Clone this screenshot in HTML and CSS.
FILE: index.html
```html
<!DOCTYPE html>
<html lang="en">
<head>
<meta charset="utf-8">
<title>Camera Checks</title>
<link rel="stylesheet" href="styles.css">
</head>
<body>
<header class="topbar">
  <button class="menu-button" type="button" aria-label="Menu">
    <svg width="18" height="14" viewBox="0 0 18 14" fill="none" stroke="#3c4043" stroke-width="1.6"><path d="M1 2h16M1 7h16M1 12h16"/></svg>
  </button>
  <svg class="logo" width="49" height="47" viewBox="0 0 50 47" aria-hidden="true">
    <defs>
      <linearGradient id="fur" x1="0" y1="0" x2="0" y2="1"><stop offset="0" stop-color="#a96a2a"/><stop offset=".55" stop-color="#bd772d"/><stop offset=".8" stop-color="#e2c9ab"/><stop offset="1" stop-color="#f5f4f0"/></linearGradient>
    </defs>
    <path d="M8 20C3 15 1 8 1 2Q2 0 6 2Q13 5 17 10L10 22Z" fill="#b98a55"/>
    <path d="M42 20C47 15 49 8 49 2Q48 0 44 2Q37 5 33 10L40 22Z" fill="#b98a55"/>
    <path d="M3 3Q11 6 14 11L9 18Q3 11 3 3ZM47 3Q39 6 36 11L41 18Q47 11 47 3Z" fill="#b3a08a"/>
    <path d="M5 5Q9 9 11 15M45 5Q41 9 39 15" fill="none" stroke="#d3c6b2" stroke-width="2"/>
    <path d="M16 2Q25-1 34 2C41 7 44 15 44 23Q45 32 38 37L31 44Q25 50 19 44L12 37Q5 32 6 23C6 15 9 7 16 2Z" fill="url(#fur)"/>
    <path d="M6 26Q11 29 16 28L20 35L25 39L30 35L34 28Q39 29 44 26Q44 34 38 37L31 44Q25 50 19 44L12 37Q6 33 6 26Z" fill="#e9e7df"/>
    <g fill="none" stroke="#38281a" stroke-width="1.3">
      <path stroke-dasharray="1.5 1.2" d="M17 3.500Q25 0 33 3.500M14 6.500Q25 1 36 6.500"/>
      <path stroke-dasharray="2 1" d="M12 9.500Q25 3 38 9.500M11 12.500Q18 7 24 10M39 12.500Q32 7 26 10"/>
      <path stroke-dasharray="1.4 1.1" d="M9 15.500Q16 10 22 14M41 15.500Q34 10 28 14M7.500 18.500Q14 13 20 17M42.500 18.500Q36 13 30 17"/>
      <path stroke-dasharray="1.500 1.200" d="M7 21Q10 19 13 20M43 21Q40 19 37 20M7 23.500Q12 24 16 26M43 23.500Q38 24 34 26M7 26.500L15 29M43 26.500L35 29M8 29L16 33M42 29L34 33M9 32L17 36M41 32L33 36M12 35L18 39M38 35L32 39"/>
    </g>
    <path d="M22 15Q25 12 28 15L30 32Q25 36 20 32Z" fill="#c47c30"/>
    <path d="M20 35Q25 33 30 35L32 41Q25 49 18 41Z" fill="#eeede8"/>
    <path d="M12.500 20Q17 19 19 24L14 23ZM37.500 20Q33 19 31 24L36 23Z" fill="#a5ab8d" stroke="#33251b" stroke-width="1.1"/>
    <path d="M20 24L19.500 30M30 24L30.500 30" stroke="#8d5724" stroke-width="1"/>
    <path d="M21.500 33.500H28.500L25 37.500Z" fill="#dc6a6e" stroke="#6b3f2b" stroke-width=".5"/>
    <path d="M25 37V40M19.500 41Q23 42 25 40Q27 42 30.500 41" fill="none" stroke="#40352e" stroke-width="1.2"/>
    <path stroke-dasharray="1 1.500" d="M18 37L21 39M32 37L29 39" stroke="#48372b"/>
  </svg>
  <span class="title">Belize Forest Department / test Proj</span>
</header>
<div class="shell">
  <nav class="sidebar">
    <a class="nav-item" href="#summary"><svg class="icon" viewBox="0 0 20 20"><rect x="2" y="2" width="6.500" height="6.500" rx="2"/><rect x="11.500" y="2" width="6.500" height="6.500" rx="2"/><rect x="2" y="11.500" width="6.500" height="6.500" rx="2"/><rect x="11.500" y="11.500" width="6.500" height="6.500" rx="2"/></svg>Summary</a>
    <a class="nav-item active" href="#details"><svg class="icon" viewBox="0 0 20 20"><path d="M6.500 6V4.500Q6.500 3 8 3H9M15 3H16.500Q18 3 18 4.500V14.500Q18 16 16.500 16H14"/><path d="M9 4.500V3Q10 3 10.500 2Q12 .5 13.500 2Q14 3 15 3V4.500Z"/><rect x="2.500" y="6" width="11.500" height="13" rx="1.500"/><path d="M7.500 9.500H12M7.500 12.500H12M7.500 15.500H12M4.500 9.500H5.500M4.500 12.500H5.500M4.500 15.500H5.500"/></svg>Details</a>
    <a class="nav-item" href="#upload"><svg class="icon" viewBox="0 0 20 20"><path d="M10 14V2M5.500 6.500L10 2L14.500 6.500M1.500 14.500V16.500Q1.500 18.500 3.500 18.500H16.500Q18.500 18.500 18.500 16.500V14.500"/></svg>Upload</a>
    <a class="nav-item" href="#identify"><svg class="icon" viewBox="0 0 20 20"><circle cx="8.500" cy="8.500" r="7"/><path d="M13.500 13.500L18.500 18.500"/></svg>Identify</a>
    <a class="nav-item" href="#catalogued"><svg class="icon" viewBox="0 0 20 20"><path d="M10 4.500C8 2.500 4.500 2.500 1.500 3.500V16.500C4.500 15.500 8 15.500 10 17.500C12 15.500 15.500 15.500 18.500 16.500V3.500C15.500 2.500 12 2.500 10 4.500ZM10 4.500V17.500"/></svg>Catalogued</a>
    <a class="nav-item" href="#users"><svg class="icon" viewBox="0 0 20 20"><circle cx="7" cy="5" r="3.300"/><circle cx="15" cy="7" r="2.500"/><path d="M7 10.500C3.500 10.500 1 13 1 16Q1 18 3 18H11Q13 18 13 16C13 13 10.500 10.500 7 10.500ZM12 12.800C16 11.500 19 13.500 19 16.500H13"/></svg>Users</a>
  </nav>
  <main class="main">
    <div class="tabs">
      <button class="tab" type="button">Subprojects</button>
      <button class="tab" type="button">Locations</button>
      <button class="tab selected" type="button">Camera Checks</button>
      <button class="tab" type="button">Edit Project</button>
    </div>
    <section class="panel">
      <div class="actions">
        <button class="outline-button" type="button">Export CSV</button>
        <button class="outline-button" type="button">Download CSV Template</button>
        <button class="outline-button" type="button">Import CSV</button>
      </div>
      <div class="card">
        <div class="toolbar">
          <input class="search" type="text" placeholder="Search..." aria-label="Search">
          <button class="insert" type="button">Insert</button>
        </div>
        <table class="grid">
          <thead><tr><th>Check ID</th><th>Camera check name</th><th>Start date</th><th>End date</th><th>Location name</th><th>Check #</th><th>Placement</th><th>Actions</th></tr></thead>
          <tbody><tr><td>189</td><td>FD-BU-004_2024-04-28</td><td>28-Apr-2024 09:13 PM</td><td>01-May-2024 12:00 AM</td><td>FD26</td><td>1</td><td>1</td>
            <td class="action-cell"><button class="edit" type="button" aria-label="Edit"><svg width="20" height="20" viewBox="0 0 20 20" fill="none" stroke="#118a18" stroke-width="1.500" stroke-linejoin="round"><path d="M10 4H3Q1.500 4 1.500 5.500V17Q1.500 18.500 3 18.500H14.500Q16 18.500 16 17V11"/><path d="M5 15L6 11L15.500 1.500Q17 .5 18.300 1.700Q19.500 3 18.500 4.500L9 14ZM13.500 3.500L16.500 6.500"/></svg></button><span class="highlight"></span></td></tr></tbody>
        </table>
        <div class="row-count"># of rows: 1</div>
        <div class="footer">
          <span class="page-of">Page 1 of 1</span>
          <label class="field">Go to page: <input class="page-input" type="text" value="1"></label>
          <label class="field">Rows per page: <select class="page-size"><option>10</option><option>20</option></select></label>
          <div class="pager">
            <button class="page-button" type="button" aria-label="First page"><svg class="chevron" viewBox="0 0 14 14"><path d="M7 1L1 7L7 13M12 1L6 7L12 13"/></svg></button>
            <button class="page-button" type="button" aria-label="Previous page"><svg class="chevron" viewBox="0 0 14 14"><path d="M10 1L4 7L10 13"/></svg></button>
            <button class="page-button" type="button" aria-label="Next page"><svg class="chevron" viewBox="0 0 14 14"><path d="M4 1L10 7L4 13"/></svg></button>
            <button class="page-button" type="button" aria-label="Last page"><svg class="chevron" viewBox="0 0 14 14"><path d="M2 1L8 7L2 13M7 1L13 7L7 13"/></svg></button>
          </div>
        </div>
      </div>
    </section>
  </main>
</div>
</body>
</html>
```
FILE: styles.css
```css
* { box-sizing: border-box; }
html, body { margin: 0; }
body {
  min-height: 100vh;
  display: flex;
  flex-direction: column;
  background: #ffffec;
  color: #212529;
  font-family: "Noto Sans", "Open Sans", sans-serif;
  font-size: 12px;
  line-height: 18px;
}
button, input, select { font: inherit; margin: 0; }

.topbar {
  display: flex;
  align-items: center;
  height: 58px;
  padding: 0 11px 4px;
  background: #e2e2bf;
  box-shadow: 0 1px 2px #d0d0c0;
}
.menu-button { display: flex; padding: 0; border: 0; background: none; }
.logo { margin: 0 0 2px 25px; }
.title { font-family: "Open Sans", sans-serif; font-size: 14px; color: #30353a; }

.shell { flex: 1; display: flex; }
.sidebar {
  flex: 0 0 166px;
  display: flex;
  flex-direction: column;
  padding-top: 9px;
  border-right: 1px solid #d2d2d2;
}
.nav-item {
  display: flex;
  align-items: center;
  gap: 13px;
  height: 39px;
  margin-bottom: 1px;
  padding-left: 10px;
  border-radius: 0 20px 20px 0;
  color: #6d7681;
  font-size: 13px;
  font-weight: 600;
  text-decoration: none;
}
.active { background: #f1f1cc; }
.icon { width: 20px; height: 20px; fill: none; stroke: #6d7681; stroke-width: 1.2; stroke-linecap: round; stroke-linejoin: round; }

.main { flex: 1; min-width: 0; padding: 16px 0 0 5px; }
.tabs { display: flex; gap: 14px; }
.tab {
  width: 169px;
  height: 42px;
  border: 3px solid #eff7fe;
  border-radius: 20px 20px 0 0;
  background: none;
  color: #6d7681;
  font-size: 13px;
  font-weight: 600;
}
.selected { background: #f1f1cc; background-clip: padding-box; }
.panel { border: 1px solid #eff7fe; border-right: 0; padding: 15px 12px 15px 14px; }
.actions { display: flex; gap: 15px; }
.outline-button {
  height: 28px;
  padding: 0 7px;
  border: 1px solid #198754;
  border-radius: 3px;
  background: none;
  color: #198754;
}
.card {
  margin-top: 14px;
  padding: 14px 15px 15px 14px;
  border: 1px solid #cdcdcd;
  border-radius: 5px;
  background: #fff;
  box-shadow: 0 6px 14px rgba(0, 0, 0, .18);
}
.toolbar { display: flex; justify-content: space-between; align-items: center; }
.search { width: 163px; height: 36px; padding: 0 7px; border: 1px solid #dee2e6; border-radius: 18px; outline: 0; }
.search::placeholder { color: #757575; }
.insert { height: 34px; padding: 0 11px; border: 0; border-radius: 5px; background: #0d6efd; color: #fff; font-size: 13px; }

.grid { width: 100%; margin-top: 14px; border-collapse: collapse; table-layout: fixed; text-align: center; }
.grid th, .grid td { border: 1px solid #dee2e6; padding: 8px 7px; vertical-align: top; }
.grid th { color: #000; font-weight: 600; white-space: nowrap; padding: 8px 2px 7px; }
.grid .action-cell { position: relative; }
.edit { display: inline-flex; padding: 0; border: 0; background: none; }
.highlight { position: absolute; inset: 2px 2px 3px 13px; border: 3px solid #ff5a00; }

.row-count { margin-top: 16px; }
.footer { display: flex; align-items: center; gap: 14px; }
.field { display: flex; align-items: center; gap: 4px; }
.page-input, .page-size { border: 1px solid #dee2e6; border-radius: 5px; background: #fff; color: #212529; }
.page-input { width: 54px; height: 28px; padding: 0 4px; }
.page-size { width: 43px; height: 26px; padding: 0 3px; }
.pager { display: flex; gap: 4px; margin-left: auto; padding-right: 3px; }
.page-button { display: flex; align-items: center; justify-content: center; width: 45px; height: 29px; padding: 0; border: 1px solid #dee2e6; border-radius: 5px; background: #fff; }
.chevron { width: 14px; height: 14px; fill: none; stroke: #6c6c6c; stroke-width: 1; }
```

* * *

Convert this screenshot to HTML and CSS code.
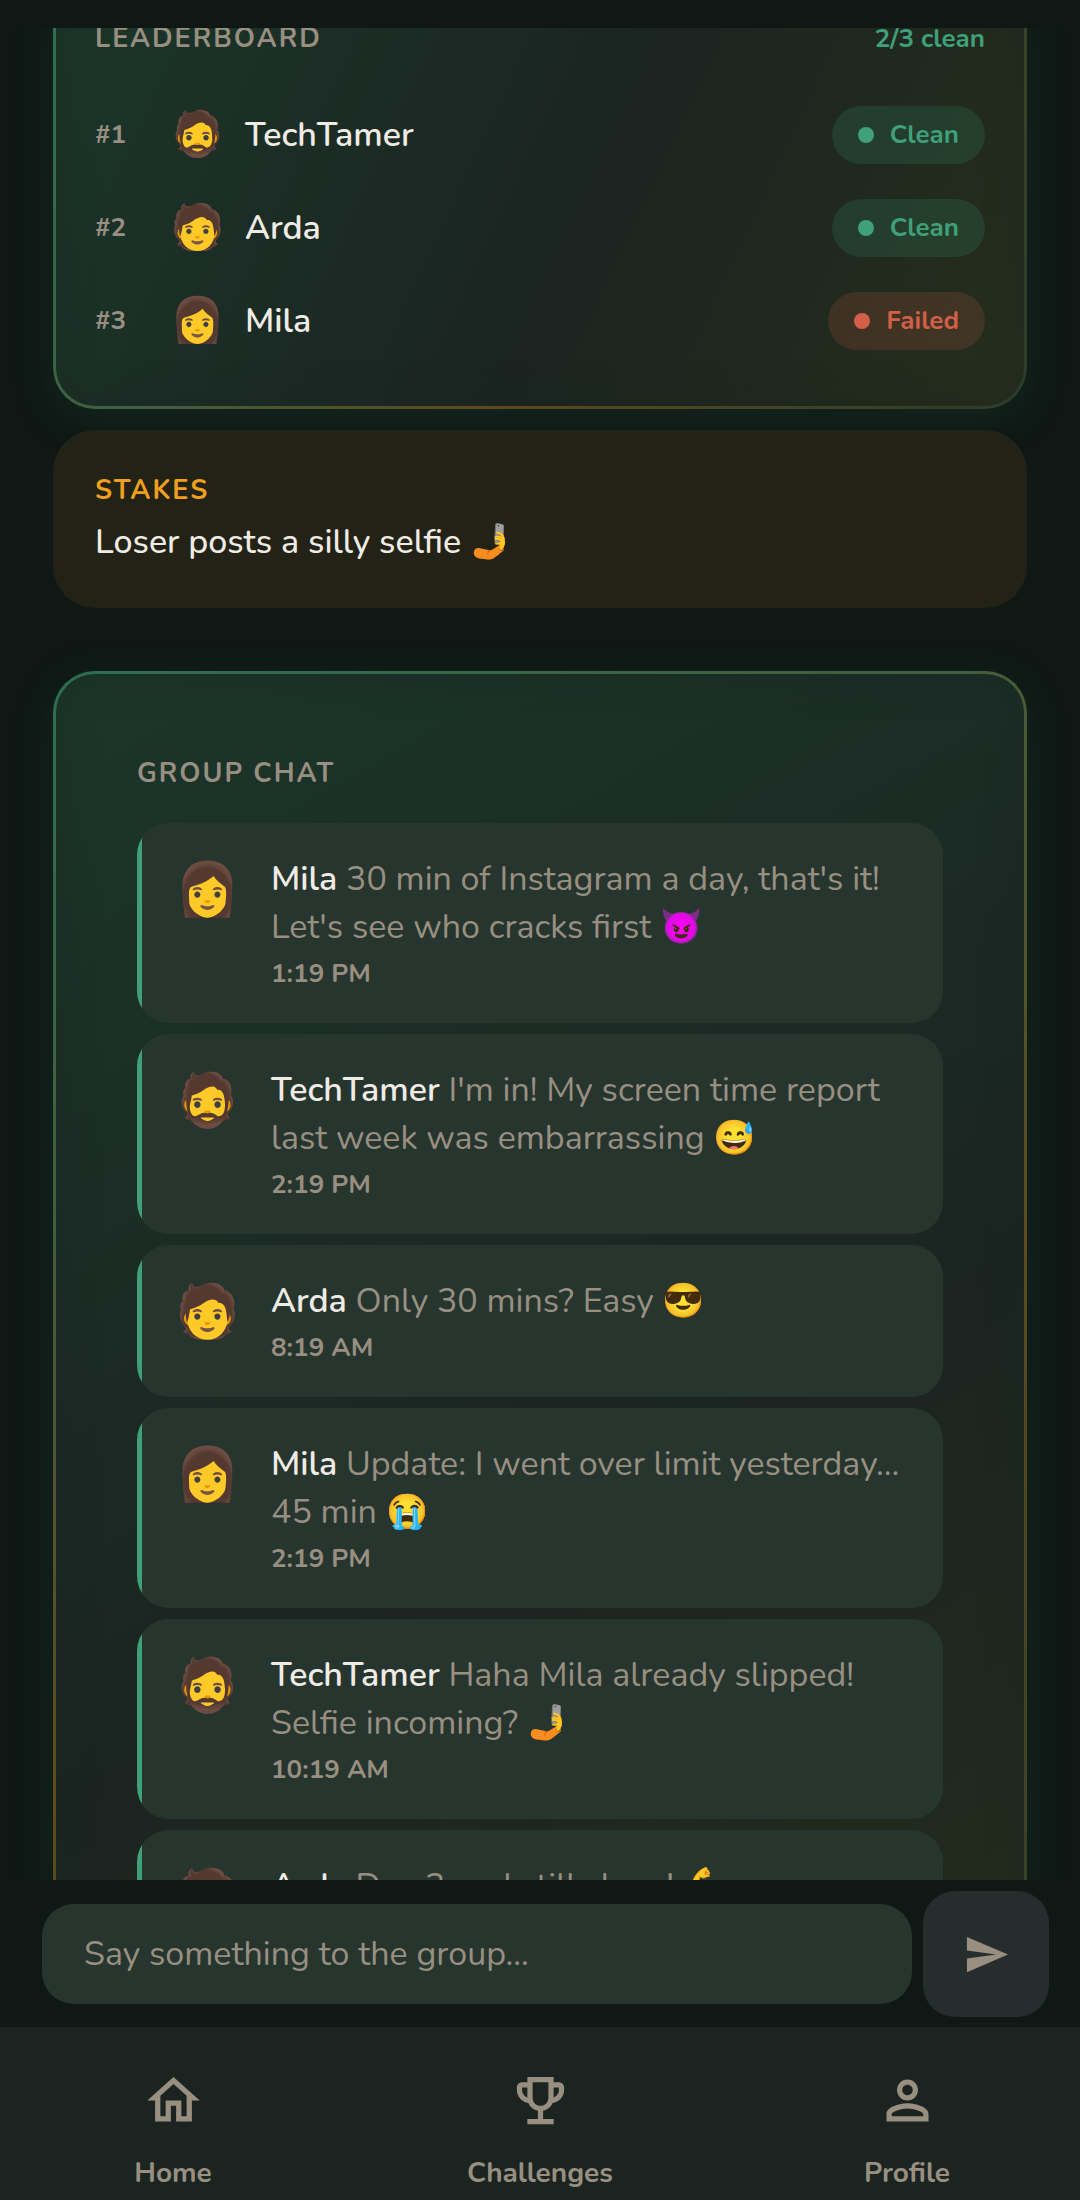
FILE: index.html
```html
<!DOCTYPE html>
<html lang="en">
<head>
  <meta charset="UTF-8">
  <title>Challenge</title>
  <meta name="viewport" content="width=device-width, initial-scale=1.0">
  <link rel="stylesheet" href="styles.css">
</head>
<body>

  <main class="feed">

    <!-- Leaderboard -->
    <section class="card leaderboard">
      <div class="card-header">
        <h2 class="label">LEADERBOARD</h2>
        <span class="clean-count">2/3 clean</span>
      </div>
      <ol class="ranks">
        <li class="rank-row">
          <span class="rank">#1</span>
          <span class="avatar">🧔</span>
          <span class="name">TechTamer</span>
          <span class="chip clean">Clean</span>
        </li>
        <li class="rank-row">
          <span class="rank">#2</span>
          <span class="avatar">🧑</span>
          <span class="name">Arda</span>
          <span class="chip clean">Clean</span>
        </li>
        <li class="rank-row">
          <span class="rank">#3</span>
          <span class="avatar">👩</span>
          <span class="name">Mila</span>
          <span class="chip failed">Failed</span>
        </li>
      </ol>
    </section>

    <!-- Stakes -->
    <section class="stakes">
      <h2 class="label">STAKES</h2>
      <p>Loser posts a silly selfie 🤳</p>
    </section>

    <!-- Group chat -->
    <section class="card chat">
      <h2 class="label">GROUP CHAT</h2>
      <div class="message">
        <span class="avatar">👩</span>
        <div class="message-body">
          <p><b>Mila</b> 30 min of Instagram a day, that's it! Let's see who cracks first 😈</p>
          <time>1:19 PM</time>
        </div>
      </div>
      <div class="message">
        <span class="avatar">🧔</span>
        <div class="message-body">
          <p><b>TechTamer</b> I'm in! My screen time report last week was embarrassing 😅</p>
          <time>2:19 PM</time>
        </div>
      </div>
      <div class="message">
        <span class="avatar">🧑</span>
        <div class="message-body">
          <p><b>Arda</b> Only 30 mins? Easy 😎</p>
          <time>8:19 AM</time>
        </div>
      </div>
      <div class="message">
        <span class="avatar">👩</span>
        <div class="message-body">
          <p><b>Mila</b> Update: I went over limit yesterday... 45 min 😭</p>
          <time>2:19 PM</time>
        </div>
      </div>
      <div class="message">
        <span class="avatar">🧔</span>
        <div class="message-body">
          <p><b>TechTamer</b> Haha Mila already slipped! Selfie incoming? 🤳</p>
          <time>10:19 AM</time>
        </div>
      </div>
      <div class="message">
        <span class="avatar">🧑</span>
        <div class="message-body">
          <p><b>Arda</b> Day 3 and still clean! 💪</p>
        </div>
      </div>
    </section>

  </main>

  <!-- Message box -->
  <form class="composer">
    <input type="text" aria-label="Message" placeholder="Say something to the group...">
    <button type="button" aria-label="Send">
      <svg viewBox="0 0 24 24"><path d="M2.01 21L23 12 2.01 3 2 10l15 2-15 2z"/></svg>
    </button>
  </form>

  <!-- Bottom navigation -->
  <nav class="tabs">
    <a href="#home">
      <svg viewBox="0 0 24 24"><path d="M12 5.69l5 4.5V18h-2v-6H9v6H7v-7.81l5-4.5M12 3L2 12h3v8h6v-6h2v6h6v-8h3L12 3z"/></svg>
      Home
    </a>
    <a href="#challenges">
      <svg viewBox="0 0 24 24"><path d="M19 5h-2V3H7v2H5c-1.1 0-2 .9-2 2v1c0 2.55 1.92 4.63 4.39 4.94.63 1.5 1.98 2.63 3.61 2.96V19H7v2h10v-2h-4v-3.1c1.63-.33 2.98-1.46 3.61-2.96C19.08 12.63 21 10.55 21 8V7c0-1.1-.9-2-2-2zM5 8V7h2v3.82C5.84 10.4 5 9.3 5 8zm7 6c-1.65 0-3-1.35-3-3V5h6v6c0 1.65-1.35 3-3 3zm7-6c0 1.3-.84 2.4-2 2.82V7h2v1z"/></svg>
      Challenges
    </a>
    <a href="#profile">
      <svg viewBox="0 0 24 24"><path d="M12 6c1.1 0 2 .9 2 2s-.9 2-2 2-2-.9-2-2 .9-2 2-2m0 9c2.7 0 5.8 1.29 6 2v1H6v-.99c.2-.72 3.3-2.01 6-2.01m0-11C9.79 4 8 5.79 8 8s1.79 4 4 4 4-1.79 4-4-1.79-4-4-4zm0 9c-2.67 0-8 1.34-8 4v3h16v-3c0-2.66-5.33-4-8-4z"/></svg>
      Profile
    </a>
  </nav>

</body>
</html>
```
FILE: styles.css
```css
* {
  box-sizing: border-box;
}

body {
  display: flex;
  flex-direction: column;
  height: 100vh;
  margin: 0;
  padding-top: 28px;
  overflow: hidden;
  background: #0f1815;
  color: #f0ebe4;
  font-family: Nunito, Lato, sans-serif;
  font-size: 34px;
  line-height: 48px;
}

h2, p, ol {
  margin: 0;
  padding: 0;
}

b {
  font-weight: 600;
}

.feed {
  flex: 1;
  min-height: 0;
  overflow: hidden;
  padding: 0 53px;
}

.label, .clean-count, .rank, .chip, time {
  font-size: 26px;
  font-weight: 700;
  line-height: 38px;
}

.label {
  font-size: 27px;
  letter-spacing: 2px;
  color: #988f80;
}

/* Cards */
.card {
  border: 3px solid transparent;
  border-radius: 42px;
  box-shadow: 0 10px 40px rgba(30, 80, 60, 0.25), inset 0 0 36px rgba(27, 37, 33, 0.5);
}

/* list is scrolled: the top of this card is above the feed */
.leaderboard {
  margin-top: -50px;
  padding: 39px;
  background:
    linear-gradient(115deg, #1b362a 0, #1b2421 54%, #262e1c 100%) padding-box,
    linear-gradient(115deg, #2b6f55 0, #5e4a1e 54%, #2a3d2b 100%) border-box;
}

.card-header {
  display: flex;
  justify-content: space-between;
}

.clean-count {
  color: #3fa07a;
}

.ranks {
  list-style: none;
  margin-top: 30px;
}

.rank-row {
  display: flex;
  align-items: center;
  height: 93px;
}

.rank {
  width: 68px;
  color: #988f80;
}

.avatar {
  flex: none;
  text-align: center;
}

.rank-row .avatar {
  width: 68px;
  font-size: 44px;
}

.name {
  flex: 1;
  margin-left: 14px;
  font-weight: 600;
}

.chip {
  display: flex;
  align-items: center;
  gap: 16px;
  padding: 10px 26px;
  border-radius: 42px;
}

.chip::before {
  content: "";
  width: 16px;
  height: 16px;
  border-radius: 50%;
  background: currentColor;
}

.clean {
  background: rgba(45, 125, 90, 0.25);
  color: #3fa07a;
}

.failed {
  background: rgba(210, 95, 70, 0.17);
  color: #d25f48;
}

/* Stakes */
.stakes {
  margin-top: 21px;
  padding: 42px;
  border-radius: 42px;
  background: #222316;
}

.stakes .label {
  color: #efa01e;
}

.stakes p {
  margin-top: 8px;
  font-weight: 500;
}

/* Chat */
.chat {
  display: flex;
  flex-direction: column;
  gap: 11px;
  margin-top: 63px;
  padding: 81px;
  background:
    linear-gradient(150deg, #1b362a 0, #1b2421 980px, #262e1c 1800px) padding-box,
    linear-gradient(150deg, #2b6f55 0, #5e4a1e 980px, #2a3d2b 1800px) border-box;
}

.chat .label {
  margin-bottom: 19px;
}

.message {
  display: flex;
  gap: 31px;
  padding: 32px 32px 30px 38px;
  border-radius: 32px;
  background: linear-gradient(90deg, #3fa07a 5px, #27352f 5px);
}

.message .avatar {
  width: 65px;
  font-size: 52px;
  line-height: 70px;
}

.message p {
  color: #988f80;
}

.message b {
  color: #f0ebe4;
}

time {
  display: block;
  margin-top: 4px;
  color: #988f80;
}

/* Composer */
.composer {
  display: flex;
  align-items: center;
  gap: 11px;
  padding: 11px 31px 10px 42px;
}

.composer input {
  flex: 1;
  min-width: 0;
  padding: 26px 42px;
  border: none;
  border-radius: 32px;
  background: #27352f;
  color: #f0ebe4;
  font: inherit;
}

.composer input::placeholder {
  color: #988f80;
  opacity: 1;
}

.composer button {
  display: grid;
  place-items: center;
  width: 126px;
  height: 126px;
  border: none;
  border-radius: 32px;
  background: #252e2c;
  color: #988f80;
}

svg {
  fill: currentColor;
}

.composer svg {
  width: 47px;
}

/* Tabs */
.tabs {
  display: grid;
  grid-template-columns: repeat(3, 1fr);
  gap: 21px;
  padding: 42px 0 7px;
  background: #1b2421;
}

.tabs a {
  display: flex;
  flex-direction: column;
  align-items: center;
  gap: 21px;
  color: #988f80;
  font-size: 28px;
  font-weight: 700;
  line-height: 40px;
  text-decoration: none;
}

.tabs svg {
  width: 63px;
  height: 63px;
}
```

** Your goal **
Collect the lines that hold "screenshot".

** Exercise output **
Clone this screenshot in HTML and CSS.
Convert this screenshot to HTML and CSS code.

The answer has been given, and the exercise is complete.